In silico analysis of detrimental mutation in EPHB2 gene causing Alzheimer’s disease
© Tayubi et al; licensee BioMed Central Ltd. 2014
Published: 2 April 2014
EPHB2 (Ephrin Receptor B2) are instrumental in signaling pathways like MAPK mediating tumour suppression, progenitor cell proliferation etc. [1, 2]. Previous research has investigated the possibility that disrupted EphB2- NMDA R binding is relevant to the development of Alzheimer’s disease (AD), a condition that is characterized by severe synaptic impairment. Hence it can be inferred the role of EPHB2 and associated single nucleotide polymorphism is essential in studying the signaling pathways as well as neurodevelopmental processes associated with it. Studying the impact of the protein and the associated non-synonymous SNPS can also decode the role of genetic variations with respect to the role of the protein in the signaling pathway as well as susceptibility towards the disease.
Materials and methods
The mutation results in a ddG of 2.86 kcal/mol, accessible cavity reduced in mutant protein.

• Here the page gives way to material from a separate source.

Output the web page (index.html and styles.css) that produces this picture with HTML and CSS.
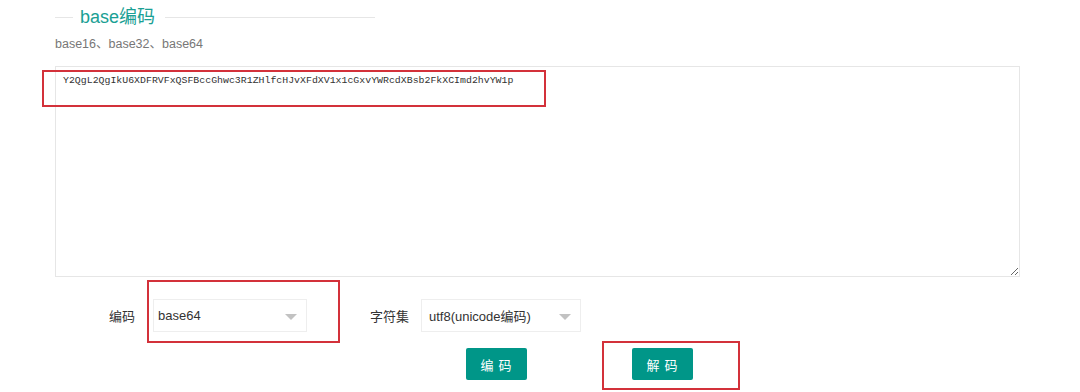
FILE: index.html
```html
<!DOCTYPE html>
<html lang="zh">
<head>
<meta charset="utf-8">
<title>base编码</title>
<link rel="stylesheet" href="styles.css">
</head>
<body>
<div class="page">
  <div class="legend">
    <span class="legend-line short"></span>
    <span class="legend-title">base编码</span>
    <span class="legend-line long"></span>
  </div>
  <p class="subtitle">base16、base32、base64</p>
  <div class="area-wrap">
    <textarea class="code-area" readonly>Y2QgL2QgIkU6XDFRVFxQSFBccGhwc3R1ZHlfcHJvXFdXV1x1cGxvYWRcdXBsb2FkXCImd2hvYW1p</textarea>
    <div class="mark mark-text"></div>
  </div>
  <div class="form-row">
    <label class="form-label first">编码</label>
    <div class="select-wrap">
      <div class="select s1"><span>base64</span><i class="caret"></i></div>
      <div class="mark mark-select"></div>
    </div>
    <label class="form-label second">字符集</label>
    <div class="select s2"><span>utf8(unicode编码)</span><i class="caret"></i></div>
  </div>
  <div class="btn-row">
    <button class="btn">编&nbsp;码</button>
    <div class="btn-wrap">
      <button class="btn">解&nbsp;码</button>
      <div class="mark mark-btn"></div>
    </div>
  </div>
</div>
</body>
</html>
```

FILE: styles.css
```css
html, body {
  margin: 0;
  padding: 0;
  background: #ffffff;
}
body {
  font-family: "Microsoft YaHei", "Liberation Sans", "Noto Sans CJK SC", sans-serif;
  color: #333;
  width: 1080px;
  height: 392px;
  overflow: hidden;
}
.page {
  padding-left: 55px;
  padding-top: 6px;
}
.legend {
  display: flex;
  align-items: center;
  width: 320px;
  height: 22px;
}
.legend-line {
  height: 1px;
  background: #e6e6e6;
}
.legend-line.short {
  width: 18px;
}
.legend-line.long {
  flex: 1;
}
.legend-title {
  font-size: 18px;
  color: #1aa094;
  padding: 0 10px 0 7px;
  line-height: 22px;
}
.subtitle {
  margin: 7px 0 0 0;
  font-size: 12.5px;
  color: #777;
  line-height: 18px;
}
.area-wrap {
  position: relative;
  margin-top: 13px;
  width: 965px;
}
.code-area {
  display: block;
  box-sizing: border-box;
  width: 965px;
  height: 211px;
  margin: 0;
  border: 1px solid #e6e6e6;
  padding: 6px 7px;
  font-family: "Liberation Mono", monospace;
  font-size: 9.9px;
  line-height: 16px;
  color: #333;
  resize: vertical;
  outline: none;
  background: #fff;
}
.mark {
  position: absolute;
  border: 2px solid #d3313a;
  box-sizing: border-box;
  pointer-events: none;
}
.mark-text {
  left: -13px;
  top: 4px;
  width: 504px;
  height: 37px;
}
.form-row {
  display: flex;
  align-items: center;
  margin-top: 22px;
  height: 33px;
}
.form-label {
  box-sizing: border-box;
  text-align: right;
  font-size: 13px;
  color: #333;
}
.form-label.first {
  width: 98px;
  padding-right: 18px;
}
.form-label.second {
  width: 114px;
  padding-right: 12px;
}
.select-wrap {
  position: relative;
}
.select {
  box-sizing: border-box;
  height: 33px;
  border: 1px solid #eeeeee;
  display: flex;
  align-items: center;
  justify-content: space-between;
  padding: 0 9px 0 4px;
  font-size: 13px;
  color: #333;
  background: #fff;
}
.s1 {
  width: 154px;
}
.s2 {
  width: 160px;
  padding-left: 7px;
}
.caret {
  width: 0;
  height: 0;
  border-left: 6px solid transparent;
  border-right: 6px solid transparent;
  border-top: 6px solid #c2c2c2;
  margin-top: 2px;
}
.mark-select {
  left: -6px;
  top: -19px;
  width: 193px;
  height: 63px;
}
.btn-row {
  display: flex;
  align-items: flex-start;
  margin-top: 16px;
  padding-left: 411px;
  gap: 105px;
}
.btn-wrap {
  position: relative;
}
.btn {
  width: 61px;
  height: 32px;
  border: none;
  border-radius: 2px;
  background: #009688;
  color: #fff;
  font-family: "Microsoft YaHei", "Noto Sans CJK SC", sans-serif;
  font-size: 13px;
  letter-spacing: 1px;
  padding: 0;
  cursor: pointer;
}
.mark-btn {
  left: -30px;
  top: -7px;
  width: 138px;
  height: 49px;
}
```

Residues Ile196 and Tyr122 are no longer contributing to the stability of the protein. The mutant protein is unstable compared to the native protein (Figure 1):
The mutation R80H is having adverse effects on the stability of the protein. It can be inferred from the results, the mutation affects the role of EPHB2. Further studies on its impact with its reactivity with NMDA receptor and role in the AD can be carried out.